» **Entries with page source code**
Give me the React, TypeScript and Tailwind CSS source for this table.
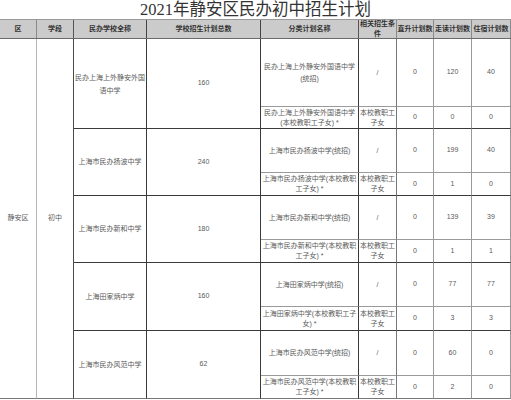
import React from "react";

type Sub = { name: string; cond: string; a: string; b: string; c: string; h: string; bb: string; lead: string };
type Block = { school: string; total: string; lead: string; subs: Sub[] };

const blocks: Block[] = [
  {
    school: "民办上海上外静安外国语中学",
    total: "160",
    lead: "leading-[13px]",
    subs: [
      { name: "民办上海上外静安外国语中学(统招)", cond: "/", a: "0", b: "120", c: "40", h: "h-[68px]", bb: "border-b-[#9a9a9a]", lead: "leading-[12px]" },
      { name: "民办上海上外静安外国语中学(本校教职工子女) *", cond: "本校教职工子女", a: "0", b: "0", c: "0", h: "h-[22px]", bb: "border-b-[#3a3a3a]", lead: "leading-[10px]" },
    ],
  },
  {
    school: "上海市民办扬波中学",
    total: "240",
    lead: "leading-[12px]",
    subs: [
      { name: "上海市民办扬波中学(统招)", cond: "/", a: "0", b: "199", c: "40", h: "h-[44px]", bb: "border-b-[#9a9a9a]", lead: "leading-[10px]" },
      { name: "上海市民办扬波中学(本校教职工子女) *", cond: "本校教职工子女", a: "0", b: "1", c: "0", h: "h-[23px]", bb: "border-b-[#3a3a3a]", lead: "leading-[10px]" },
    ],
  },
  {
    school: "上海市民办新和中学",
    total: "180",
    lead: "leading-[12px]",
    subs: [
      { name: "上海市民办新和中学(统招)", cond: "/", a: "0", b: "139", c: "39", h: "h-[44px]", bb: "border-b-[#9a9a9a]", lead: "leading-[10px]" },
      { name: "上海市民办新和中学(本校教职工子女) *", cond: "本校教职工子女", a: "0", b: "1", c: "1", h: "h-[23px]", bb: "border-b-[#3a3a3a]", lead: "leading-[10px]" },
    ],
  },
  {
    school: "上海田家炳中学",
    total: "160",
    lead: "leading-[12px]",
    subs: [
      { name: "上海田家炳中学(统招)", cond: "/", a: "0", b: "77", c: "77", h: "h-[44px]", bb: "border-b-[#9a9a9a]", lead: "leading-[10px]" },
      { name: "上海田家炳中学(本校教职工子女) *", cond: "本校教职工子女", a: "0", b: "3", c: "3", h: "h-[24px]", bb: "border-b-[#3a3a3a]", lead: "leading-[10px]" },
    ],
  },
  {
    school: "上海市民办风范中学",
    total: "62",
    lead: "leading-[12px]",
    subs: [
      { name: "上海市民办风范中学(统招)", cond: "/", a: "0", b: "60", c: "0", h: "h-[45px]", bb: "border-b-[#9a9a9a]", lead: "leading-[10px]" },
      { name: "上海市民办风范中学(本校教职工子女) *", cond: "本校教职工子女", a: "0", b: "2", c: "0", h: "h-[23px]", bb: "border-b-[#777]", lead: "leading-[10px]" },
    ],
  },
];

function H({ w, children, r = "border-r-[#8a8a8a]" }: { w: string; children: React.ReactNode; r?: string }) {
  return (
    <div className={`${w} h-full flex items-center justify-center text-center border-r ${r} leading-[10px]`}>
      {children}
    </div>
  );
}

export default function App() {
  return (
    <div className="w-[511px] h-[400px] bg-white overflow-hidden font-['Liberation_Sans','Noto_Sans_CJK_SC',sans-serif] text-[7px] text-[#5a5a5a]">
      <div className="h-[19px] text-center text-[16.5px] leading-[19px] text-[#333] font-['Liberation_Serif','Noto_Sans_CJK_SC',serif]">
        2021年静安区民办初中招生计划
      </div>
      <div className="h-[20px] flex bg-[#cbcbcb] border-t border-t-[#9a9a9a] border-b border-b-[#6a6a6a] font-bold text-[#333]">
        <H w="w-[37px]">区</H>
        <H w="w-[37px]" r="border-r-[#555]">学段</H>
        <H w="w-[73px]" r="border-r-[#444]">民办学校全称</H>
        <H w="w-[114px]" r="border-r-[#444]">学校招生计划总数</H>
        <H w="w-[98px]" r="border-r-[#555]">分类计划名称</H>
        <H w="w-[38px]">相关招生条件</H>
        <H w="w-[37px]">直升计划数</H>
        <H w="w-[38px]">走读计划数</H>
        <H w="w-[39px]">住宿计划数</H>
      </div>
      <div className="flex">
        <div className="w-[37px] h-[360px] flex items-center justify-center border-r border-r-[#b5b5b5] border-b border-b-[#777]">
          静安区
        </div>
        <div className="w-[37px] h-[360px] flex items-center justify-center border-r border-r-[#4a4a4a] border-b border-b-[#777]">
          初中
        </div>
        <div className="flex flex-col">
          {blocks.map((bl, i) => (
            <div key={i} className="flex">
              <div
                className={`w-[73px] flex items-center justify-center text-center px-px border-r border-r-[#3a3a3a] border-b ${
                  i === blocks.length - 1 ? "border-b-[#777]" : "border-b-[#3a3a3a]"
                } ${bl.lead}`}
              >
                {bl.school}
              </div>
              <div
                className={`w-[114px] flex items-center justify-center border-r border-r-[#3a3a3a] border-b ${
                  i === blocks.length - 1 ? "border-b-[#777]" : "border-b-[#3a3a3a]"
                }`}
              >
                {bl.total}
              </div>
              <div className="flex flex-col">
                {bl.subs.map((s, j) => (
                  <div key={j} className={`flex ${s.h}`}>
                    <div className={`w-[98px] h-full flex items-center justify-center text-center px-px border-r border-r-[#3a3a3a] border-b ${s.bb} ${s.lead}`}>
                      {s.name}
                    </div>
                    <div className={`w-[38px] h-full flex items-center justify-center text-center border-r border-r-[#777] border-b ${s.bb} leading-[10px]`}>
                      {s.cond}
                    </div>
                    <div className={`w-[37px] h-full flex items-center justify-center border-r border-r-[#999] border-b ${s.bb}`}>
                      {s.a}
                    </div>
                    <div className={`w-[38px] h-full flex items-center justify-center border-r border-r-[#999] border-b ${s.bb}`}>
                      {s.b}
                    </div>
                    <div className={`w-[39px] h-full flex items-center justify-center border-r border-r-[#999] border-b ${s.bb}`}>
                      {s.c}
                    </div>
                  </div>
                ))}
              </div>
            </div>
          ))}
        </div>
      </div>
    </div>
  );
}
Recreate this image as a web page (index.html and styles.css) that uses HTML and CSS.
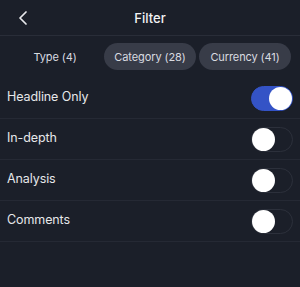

» **WHAT IS REQUIRED**
Can the lines from the start of the records through the line with "string; total: string;" be given again exactly, with the pictures left out?

» **COMPLETE RESPONSE**
Give me the React, TypeScript and Tailwind CSS source for this table.
import React from "react";

type Sub = { name: string; cond: string; a: string; b: string; c: string; h: string; bb: string; lead: string };
type Block = { school: string; total: string; lead: string; subs: Sub[] };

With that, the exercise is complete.